My favorite pair of jeans? I couldn’t pick just one. We’re living in a golden age for denim. Power stretch. Selvedge. Even monogramming – thank you very much for that development, Frame Denim. Now, nothing comes between me and my NPs.

Times weren’t always this good for jeans, but they’ve been my uniform since I slipped into my first Jordaches at age 10. Scrolling through all the different styles – no one used terms like “fit” and “washes” back then – is part personal narrative, part fashion history.

Before the Jordaches, I fell for a mint green and pink striped polo shirt, and agreed to make my bed for a whole week in order to have it. (My mom and I went shopping after church every Sunday; I guess I know who I have to thank for my career in fashion.) But the polo was a fling. With the white embroidery on the back pockets, their high waist and pin-straight legs, and most of all that deep, blue-black hue, those Jordaches were true love.

I wore them until the knees turned white, right up until the summer between sixth and seventh grades. That August, we moved. Only 12 miles separated Roselle and Glen Ellyn, Illinois, but that was far enough for subtle differences in style. At my new junior high, Guess’ inverted triangle was the badge of cool. I remember calling my old friend to share that bit of news. Nobody wore them back in Roselle, she told me, clueless. Some distances are too far to bridge. We never spoke again, but I had my Guess jeans.

We moved again between eighth and ninth grades. This time across the country to Connecticut. To fit in in preppy Simsbury, I needed a pair of L.L. Bean bluchers. But, my best friend (made on the first day of freshman year when she told me she liked my pink Benetton jeans) and I preferred to stand out. By sophomore year, we were buying men’s Levi’s 501s and 505s, cutting off the hems, and rolling them above our Doc Martens. How advanced were we? Eric Clapton’s “Wonderful Tonight” was the homecoming theme that year; we were listening to R.E.M., the Smiths, the Cure, and New Order.

On rare trips to New York City, we headed straight for Antique Boutique on Broadway, where the giant American Apparel is today. In the basement there were racks and racks of old, worn-in jeans. I bought a very nearly threadbare pair of flared Lees (the denim was thinner than Levi’s), stitched the holes on the seat with colorful needlepoint thread, and wore them until my mom threw them out disgraced.

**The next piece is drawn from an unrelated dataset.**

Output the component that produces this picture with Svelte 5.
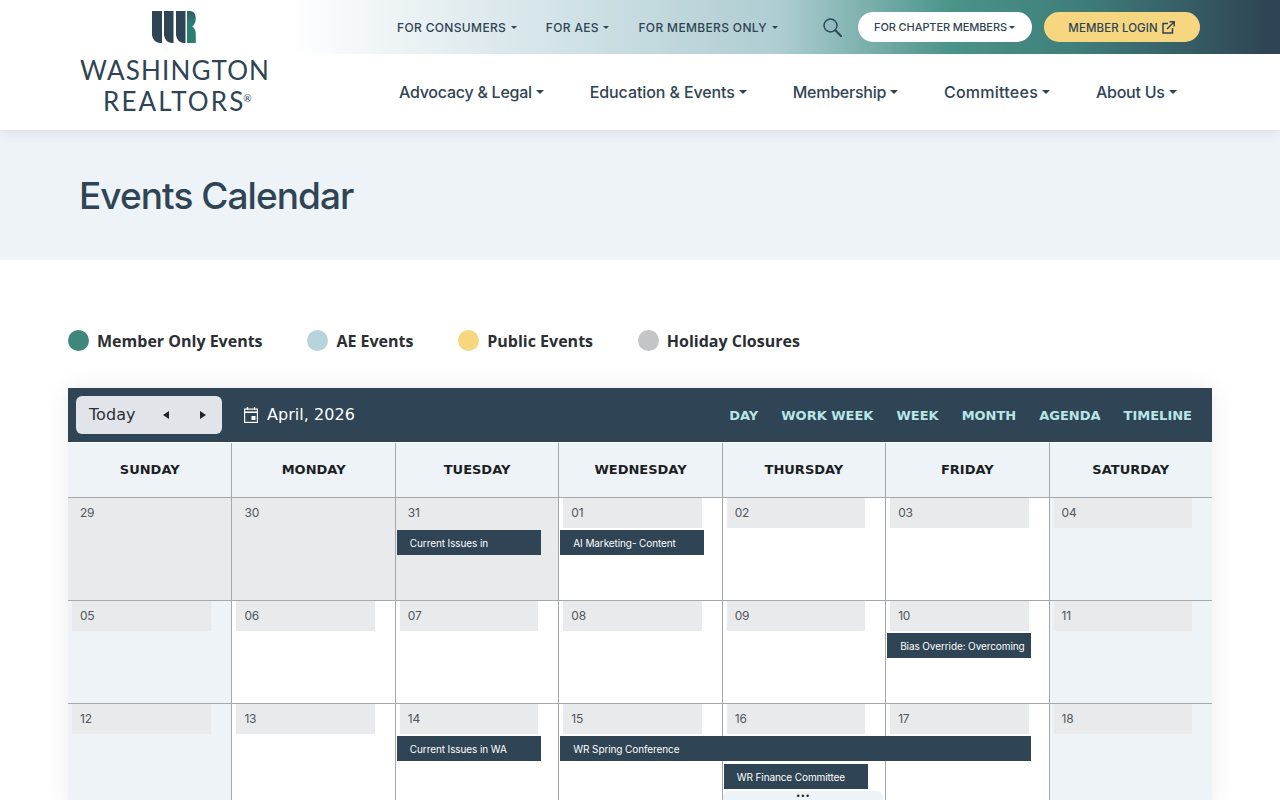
<script>
	const topLinks = [
		{ label: 'FOR CONSUMERS', gap: 29 },
		{ label: 'FOR AES', gap: 29 },
		{ label: 'FOR MEMBERS ONLY', gap: 45 }
	];
	// tracking differs per label so the widths land on the reference
	const mainLinks = [
		{ label: 'Advocacy & Legal', track: -0.25 },
		{ label: 'Education & Events', track: -0.1 },
		{ label: 'Membership', track: -0.25 },
		{ label: 'Committees', track: 0.25 },
		{ label: 'About Us', track: -0.25 }
	];
	const legend = [
		{ label: 'Member Only Events', color: '#3f877c' },
		{ label: 'AE Events', color: '#b7d4dd' },
		{ label: 'Public Events', color: '#f6d780' },
		{ label: 'Holiday Closures', color: '#c4c5c7' }
	];
	const views = ['DAY', 'WORK WEEK', 'WEEK', 'MONTH', 'AGENDA', 'TIMELINE'];
	const dayNames = ['SUNDAY', 'MONDAY', 'TUESDAY', 'WEDNESDAY', 'THURSDAY', 'FRIDAY', 'SATURDAY'];

	// col is 1-based, row is the grid row of the week
	const weeks = [
		{
			days: ['29', '30', '31', '01', '02', '03', '04'],
			outside: 3,
			events: [
				{ col: 3, span: 1, row: 2, title: 'Current Issues in' },
				{ col: 4, span: 1, row: 2, title: 'AI Marketing- Content' }
			]
		},
		{
			days: ['05', '06', '07', '08', '09', '10', '11'],
			outside: 0,
			events: [{ col: 6, span: 1, row: 2, title: 'Bias Override: Overcoming' }]
		},
		{
			days: ['12', '13', '14', '15', '16', '17', '18'],
			outside: 0,
			more: 5,
			events: [
				{ col: 3, span: 1, row: 2, title: 'Current Issues in WA' },
				{ col: 4, span: 3, row: 2, title: 'WR Spring Conference' },
				{ col: 5, span: 1, row: 4, title: 'WR Finance Committee' }
			]
		}
	];
</script>

<header class="site-header">
	<a class="logo" href="#home">
		<svg class="logo__mark" width="44" height="32" viewBox="0 0 44 32" aria-hidden="true">
			<defs>
				<linearGradient id="markR" x1="0" y1="0" x2="0" y2="1">
					<stop offset="0" stop-color="#2f5a60" />
					<stop offset="0.4" stop-color="#2a7f75" />
					<stop offset="1" stop-color="#2a8073" />
				</linearGradient>
			</defs>
			<path d="M0 0h10v32H8.500C3.500 32 0 28 0 23z" fill="#2f4454" />
			<path d="M12 0h9.500v32H20c-4.500 0-8-4-8-9z" fill="#2f4454" />
			<path d="M24 0h9.500v32H32c-4.500 0-8-4-8-9z" fill="#2f4454" />
			<path d="M35 0h3c3.500 0 5.800 3 5.800 7.200 0 4-1.500 6.800-3.600 8.300 2.300 1.500 3.600 4 3.600 7.500V32H35z" fill="url(#markR)" />
		</svg>
		<span class="logo__line logo__line--first">WASHINGTON</span>
		<span class="logo__line logo__line--second">REALTORS<sup>®</sup></span>
	</a>

	<div class="site-header__nav">
		<nav class="topbar">
			{#each topLinks as link}
				<a class="topbar__link caret" href="#top" style="margin-right: {link.gap}px">{link.label}</a>
			{/each}
			<svg class="topbar__search" width="19" height="19" viewBox="0 0 19 19" fill="none" aria-hidden="true">
				<circle cx="7.5" cy="7.5" r="6.5" stroke="#2f4454" stroke-width="1.4" />
				<path d="M12.300 12.300 18 18" stroke="#2f4454" stroke-width="2" stroke-linecap="round" />
			</svg>
			<a class="pill pill--white caret" href="#chapter">FOR CHAPTER MEMBERS</a>
			<a class="pill pill--yellow" href="#login">
				MEMBER LOGIN
				<svg width="13" height="13" viewBox="0 0 13 13" fill="none" aria-hidden="true">
					<path d="M6 2.500H1V12h9.500V7" stroke="#2f4454" stroke-width="1.5" />
					<path d="M5 8 12 1M7.500 .8h4.700v4.700" stroke="#2f4454" stroke-width="1.5" />
				</svg>
			</a>
		</nav>
		<nav class="mainnav">
			{#each mainLinks as link}
				<a class="mainnav__link caret" href="#main" style="letter-spacing: {link.track}px">{link.label}</a>
			{/each}
		</nav>
	</div>
</header>

<section class="hero">
	<h1>Events Calendar</h1>
</section>

<main class="content">
	<ul class="legend">
		{#each legend as item}
			<li class="legend__item">
				<span class="legend__dot" style="background: {item.color}"></span>
				{item.label}
			</li>
		{/each}
	</ul>

	<div class="calendar">
		<div class="toolbar">
			<div class="toolbar__nav">
				<span class="toolbar__today">Today</span>
				<span class="arrow arrow--left"></span>
				<span class="arrow arrow--right"></span>
			</div>
			<div class="toolbar__date">
				<svg width="14" height="16" viewBox="0 0 14 16" fill="none" aria-hidden="true">
					<rect x=".6" y="2.1" width="12.800" height="13.300" stroke="#fff" stroke-width="1.2" />
					<path d="M.6 5.200h12.800" stroke="#fff" stroke-width="1.6" />
					<path d="M3.500 0v3M10.500 0v3" stroke="#fff" stroke-width="1.4" />
					<rect x="7.5" y="9" width="4" height="4" fill="#fff" />
				</svg>
				<span class="toolbar__label">April, 2026</span>
			</div>
			<div class="toolbar__views">
				{#each views as view}
					<span>{view}</span>
				{/each}
			</div>
		</div>

		<div class="days">
			{#each dayNames as name}
				<div class="days__name">{name}</div>
			{/each}
		</div>

		{#each weeks as week}
			<div class="week">
				{#each week.days as day, i}
					<div
						class="cell"
						class:cell--weekend={i === 0 || i === 6}
						class:cell--outside={i < week.outside}
						style="grid-column: {i + 1}"
					>
						<div class="cell__date">{day}</div>
					</div>
				{/each}
				{#each week.events as event}
					<div class="event" style="grid-column: {event.col} / span {event.span}; grid-row: {event.row}">
						{event.title}
					</div>
				{/each}
				{#if week.more}
					<div class="more" style="grid-column: {week.more}">•••</div>
				{/if}
			</div>
		{/each}
	</div>
</main>

<style>
	:global(body) {
		background: #fff;
		color: #2f4454;
		font-family: Inter, "Liberation Sans", sans-serif;
	}

	a {
		color: inherit;
		text-decoration: none;
	}

	/* Header */
	.site-header {
		position: relative;
		display: flex;
		height: 130px;
		background: #fff;
		box-shadow: 0 2px 12px rgba(47, 68, 84, 0.12);
	}

	.logo {
		display: flex;
		flex: 0 0 290px;
		flex-direction: column;
		align-items: flex-start;
		padding: 11px 0 0 80px;
		box-sizing: border-box;
		color: #2f4454;
		font-family: Lato, sans-serif;
		font-size: 26px;
		line-height: 31px;
		white-space: nowrap;
	}

	.logo__mark {
		margin-bottom: 12px;
		margin-left: 72px;
	}

	.logo__line--first {
		letter-spacing: 1.15px;
	}

	.logo__line--second {
		margin-left: 23px;
		letter-spacing: 2.1px;
	}

	.logo__line sup {
		margin-left: -2px;
		font-size: 10px;
		line-height: 0;
		letter-spacing: 0;
		vertical-align: 9px;
	}

	.site-header__nav {
		flex: 1;
		min-width: 0;
	}

	.topbar {
		display: flex;
		align-items: center;
		height: 54px;
		padding-left: 107px;
		box-sizing: border-box;
		background: linear-gradient(90deg, #fff 0%, #e6eff2 15%, #aecdd2 49.5%, #4a9488 66.7%, #3f7d7a 80%, #2f4454 99%);
	}

	.topbar__link {
		flex: none;
		font-size: 12px;
		font-weight: 500;
		letter-spacing: 0.35px;
		white-space: nowrap;
	}

	.topbar__link.caret::after {
		margin-left: 4.5px;
	}

	.topbar__search {
		flex: none;
		margin-right: 16px;
	}

	.pill {
		display: flex;
		flex: none;
		align-items: center;
		justify-content: center;
		height: 30px;
		border-radius: 15px;
		box-sizing: border-box;
		font-weight: 500;
		white-space: nowrap;
	}

	.pill--white {
		width: 174px;
		margin-right: 12px;
		background: #fff;
		font-size: 11px;
		letter-spacing: -0.1px;
	}

	.pill--yellow {
		gap: 4px;
		width: 156px;
		padding-top: 1px;
		background: #f6d780;
		font-size: 11.5px;
		letter-spacing: 0.1px;
	}

	.caret::after {
		content: "";
		display: inline-block;
		margin-left: 0.2em;
		vertical-align: 0.22em;
		border-top: 0.28em solid currentColor;
		border-right: 0.28em solid transparent;
		border-left: 0.28em solid transparent;
	}

	.mainnav {
		display: flex;
		align-items: center;
		gap: 46px;
		height: 76px;
		padding-left: 109px;
	}

	.mainnav__link {
		font-size: 16px;
		font-weight: 500;
		white-space: nowrap;
	}

	.mainnav__link.caret::after {
		margin-left: 3.9px;
	}

	/* Hero */
	.hero {
		display: flex;
		align-items: center;
		height: 130px;
		padding-left: 79px;
		background: #eef3f7;
	}

	.hero h1 {
		margin: 0;
		color: #2f4454;
		font-size: 37px;
		font-weight: 500;
		letter-spacing: -0.95px;
	}

	/* Legend */
	.content {
		padding: 70px 68px 60px;
	}

	.legend {
		display: flex;
		gap: 44.8px;
		height: 21px;
		margin: 0 0 37px;
		padding: 0;
		list-style: none;
	}

	.legend__item {
		display: flex;
		align-items: center;
		gap: 8px;
		color: #2b2f33;
		font-family: "Open Sans", sans-serif;
		font-size: 16px;
		font-weight: 700;
		white-space: nowrap;
	}

	.legend__dot {
		width: 21px;
		height: 21px;
		border-radius: 50%;
	}

	/* Calendar */
	.calendar {
		background: #fff;
		box-shadow: 0 0 20px rgba(47, 68, 84, 0.1);
		font-family: "DejaVu Sans", sans-serif;
	}

	.toolbar {
		display: flex;
		align-items: center;
		height: 54px;
		margin-bottom: 1px;
		padding: 0 20px 0 8px;
		background: #2f4454;
		color: #fff;
	}

	.toolbar__nav {
		display: flex;
		align-items: center;
		width: 146px;
		height: 38px;
		padding-left: 13px;
		box-sizing: border-box;
		border-radius: 6px;
		background: #e1e5ea;
		color: #2b2f33;
		font-size: 16px;
	}

	.toolbar__today {
		width: 74px;
		padding-bottom: 2px;
		letter-spacing: 0.05px;
	}

	.arrow {
		width: 0;
		height: 0;
		border-top: 4px solid transparent;
		border-bottom: 4px solid transparent;
	}

	.arrow--left {
		border-right: 6px solid #1f2327;
	}

	.arrow--right {
		margin-left: 31px;
		border-left: 6px solid #1f2327;
	}

	.toolbar__date {
		display: flex;
		align-items: center;
		gap: 9px;
		margin-left: 22px;
		font-size: 16px;
		letter-spacing: 0.05px;
	}

	.toolbar__label {
		padding-bottom: 2px;
	}

	.toolbar__views {
		display: flex;
		gap: 23px;
		margin-left: auto;
		color: #b8e6e6;
		font-size: 13px;
		font-weight: 700;
	}

	.days,
	.week {
		display: grid;
		grid-template-columns: repeat(7, 1fr);
	}

	.days {
		height: 55px;
		border-bottom: 1px solid #a6a9ab;
		box-sizing: border-box;
	}

	.days__name {
		display: flex;
		align-items: center;
		justify-content: center;
		padding-bottom: 2px;
		border-left: 1px solid #a6a9ab;
		background: #eef3f7;
		color: #1b1f24;
		font-size: 13px;
		font-weight: 700;
	}

	.days__name:first-child,
	.cell:first-child {
		border-left: 0;
	}

	.week {
		grid-template-rows: 32px 25px 3px 25px 2px 15px;
		border-bottom: 1px solid #a6a9ab;
		overflow: hidden;
	}

	.cell {
		grid-row: 1 / -1;
		border-left: 1px solid #a6a9ab;
		box-sizing: border-box;
	}

	.cell--weekend {
		background: #eef3f7;
	}

	.cell--outside {
		background: #e8eaec;
	}

	.cell__date {
		width: 138.6px;
		height: 30px;
		margin-left: 4px;
		padding-left: 8px;
		box-sizing: border-box;
		background: #e8eaec;
		color: #50565c;
		font-family: Inter, sans-serif;
		font-size: 12px;
		line-height: 30px;
		letter-spacing: -0.2px;
	}

	.event {
		margin: 0 17.5px 0 2px;
		padding-left: 13px;
		overflow: hidden;
		background: #2f4454;
		color: #fff;
		font-family: Inter, sans-serif;
		font-size: 10px;
		line-height: 27px;
		letter-spacing: -0.1px;
		white-space: nowrap;
	}

	.more {
		grid-row: 6;
		margin: 0 2px 0 1px;
		border-radius: 6px 6px 0 0;
		background: #eef3f7;
		color: #1b1f24;
		font-size: 8px;
		line-height: 12px;
		text-align: center;
	}
</style>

My thing for used 501s lasted through four boyfriends, college, and my first job in New York. I landed at Women’s Wear Daily and W magazine in 1996, not long after A.P.C. had moved in on Mercer Street. I was convinced that A.P.C.’s raw indigo denim looked better on other girls than me; blame it on the fact that I didn’t have the stacked heel oxblood leather boots to match – please bring those back, Jean Touitou! Still, I must’ve lived through the breaking-in process two or three times before the aughts arrived and with them an explosion of designer denim. Citizens of Humanity, Paper Denim & Cloth, 7 For All Mankind, Habitual. I was wearing black denim flares with flap pockets from Michael and Nicole Colovos’ label, Habitual, the June night in 2003 that I met my husband Andy. They’re stacked on a shelf in the back of my closet, like a time capsule. Another Habitual pair from the same pile, these in faded blue with a criss-cross motif on the pockets, came back into circulation last summer. I wear them as cut-offs, the rear-end almost as frayed as those Lees from the 80s. Mom’s too far away to complain.

Dozens of jeans have come in and out of my life in the last decade. Stella McCartney made an incredible black denim pair with pocket piping detail for her H&M collaboration. I wore my J Brand flares so often I tore a hole in their backside. For a while, I loved a super-high waisted style from Acne even though Andy joked that they gave me a gin abdomen – a term he coined for the mom-jean belly-pouch. Lately, I’ve been lusting after a dark wash mid-rise style I spotted on the street. The girl I saw wore them with a belt, an accessory I abandoned back when I traded in my 501s for A.P.C.s. Some would say they come dangerously close to mom jeans, too, but I still want them. Love is love.